Northampton moves phone system
Published 12:00 am Tuesday, November 7, 2006
JACKSON – Northampton County Commissioners took necessary steps to ensure more safety for their citizens Monday morning.
The board, meeting in regular session, voted unanimously to spend slightly more than $37,500 to move the telephone system in the county to the 911 Communications Building.
Finance Officer Dot Vick came to the board to request the move based on numerous problems with the system currently located at the Department of Social Services building.
The telephone system currently used in Northampton County was installed in 2003-2004 at the DSS building and at the remote campus in the Data Process Building.
Since that time, the system has experienced several lightning strikes, rendering it useless until repairs could be made.
“This has resulted in the county telephone system being out of use for many hours and numerous telephone sets being replaced,” Vick wrote in her memo to the board.
Vick said county staff had worked diligently to eliminate the problem, but had done so without much success.

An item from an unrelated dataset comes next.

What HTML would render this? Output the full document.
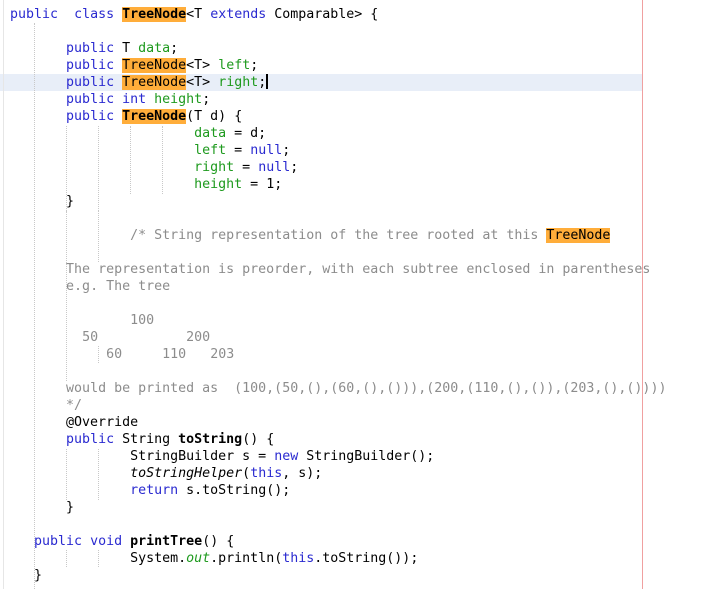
<!DOCTYPE html>
<html><head><style>
html,body{margin:0;padding:0;background:#fff;width:703px;height:589px;overflow:hidden;position:relative}
.c{position:absolute;left:10px;top:6px;font-family:"DejaVu Sans Mono","Liberation Mono",monospace;font-size:13.3px;line-height:17px;white-space:pre;color:#000}
.k{color:#2a2ad0}.f{color:#1e9a1e}.m{color:#8c8c8c}.h{background:#ffad3a}.b{font-weight:bold}.i{font-style:italic}
.hl{position:absolute;left:0;top:74px;width:642px;height:17px;background:#e8eef8}
.red{position:absolute;left:642px;top:0;width:1px;height:589px;background:#f0a0a0}
.g{position:absolute;width:0;border-left:1px dotted #c8c8c8}
.cur{display:inline-block;width:2px;height:15px;background:#000;vertical-align:-3px}
</style></head><body>
<div class="hl"></div>
<div class="g" style="left:3px;top:0;height:589px;border-left:1px solid #e6e6e6"></div>
<div class="g" style="left:34px;top:23px;height:566px"></div>
<div class="g" style="left:66px;top:126px;height:85px"></div>
<div class="g" style="left:98px;top:126px;height:85px"></div>
<div class="g" style="left:130px;top:126px;height:68px"></div>
<div class="g" style="left:162px;top:126px;height:68px"></div>
<div class="g" style="left:66px;top:211px;height:170px"></div>
<div class="g" style="left:98px;top:211px;height:51px"></div>
<div class="g" style="left:98px;top:346px;height:17px"></div>
<div class="g" style="left:66px;top:449px;height:51px"></div>
<div class="g" style="left:98px;top:449px;height:51px"></div>
<div class="g" style="left:66px;top:550px;height:17px"></div>
<div class="g" style="left:98px;top:550px;height:17px"></div>
<div class="red"></div>
<div class="c"><span class="k">public</span>  <span class="k">class</span> <span class="h b">TreeNode</span>&lt;T <span class="k">extends</span> Comparable&gt; {

       <span class="k">public</span> T <span class="f">data</span>;
       <span class="k">public</span> <span class="h">TreeNode</span>&lt;T&gt; <span class="f">left</span>;
       <span class="k">public</span> <span class="h">TreeNode</span>&lt;T&gt; <span class="f">right</span>;<span class="cur"></span>
       <span class="k">public</span> <span class="k">int</span> <span class="f">height</span>;
       <span class="k">public</span> <span class="h b">TreeNode</span>(T d) {
                       <span class="f">data</span> = d;
                       <span class="f">left</span> = <span class="k">null</span>;
                       <span class="f">right</span> = <span class="k">null</span>;
                       <span class="f">height</span> = 1;
       }

               <span class="m">/* String representation of the tree rooted at this </span><span class="h">TreeNode</span>

       <span class="m">The representation is preorder, with each subtree enclosed in parentheses</span>
       <span class="m">e.g. The tree</span>

               <span class="m">100</span>
         <span class="m">50</span>           <span class="m">200</span>
            <span class="m">60</span>     <span class="m">110</span>   <span class="m">203</span>

       <span class="m">would be printed as  (100,(50,(),(60,(),())),(200,(110,(),()),(203,(),())))</span>
       <span class="m">*/</span>
       @Override
       <span class="k">public</span> String <span class="b">toString</span>() {
               StringBuilder s = <span class="k">new</span> StringBuilder();
               <span class="i">toStringHelper</span>(<span class="k">this</span>, s);
               <span class="k">return</span> s.toString();
       }

   <span class="k">public</span> <span class="k">void</span> <span class="b">printTree</span>() {
               System.<span class="f i">out</span>.println(<span class="k">this</span>.toString());
   }</div>
</body></html>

“It takes a lot for me to panic, but when the telephone system goes down, I panic,” Vick said. “When you have a situation where citizens cannot reach the Sheriff’s Department or protective services, that’s not a good situation.”
Vick said the county had replaced approximately 46 telephones and had been reimbursed almost $10,000 for damages because of the lightning strikes.
She said there was nowhere the funds could come from except contingency, but said she felt it would still leave the board in sound financial condition for that fund.
Her request to the board was supported by Building and Grounds Supervisor Anthony Wheeler, E-911 Coordinator Ronnie Storey Jr. and County Manager Wayne Jenkins.
Jenkins explained moving the telephones could stop the lightning strikes, which would be beneficial.
Commissioner Robert V. Carter (D-4th) asked if Homeland Security funding could be sought for the move, but Jenkins said they could not.
The manager added, however, that once the telephone system was in a stable location, funds could be sought from Homeland Security to provide security measures with which the telephones are already equipped.
Commissioner James C. Boone (D-3rd) said he thought the idea was a good one and made the motion to proceed with relocation of the system. Commissioner Fannie P. Greene (D-5th) offered the second. It passed on a 4-0 with Commission Chairwoman Virginia D. Spruill (D-2nd) and Carter joining those who made the motion in voting for the proposal. Commissioner James Hester (D-1st) was not present.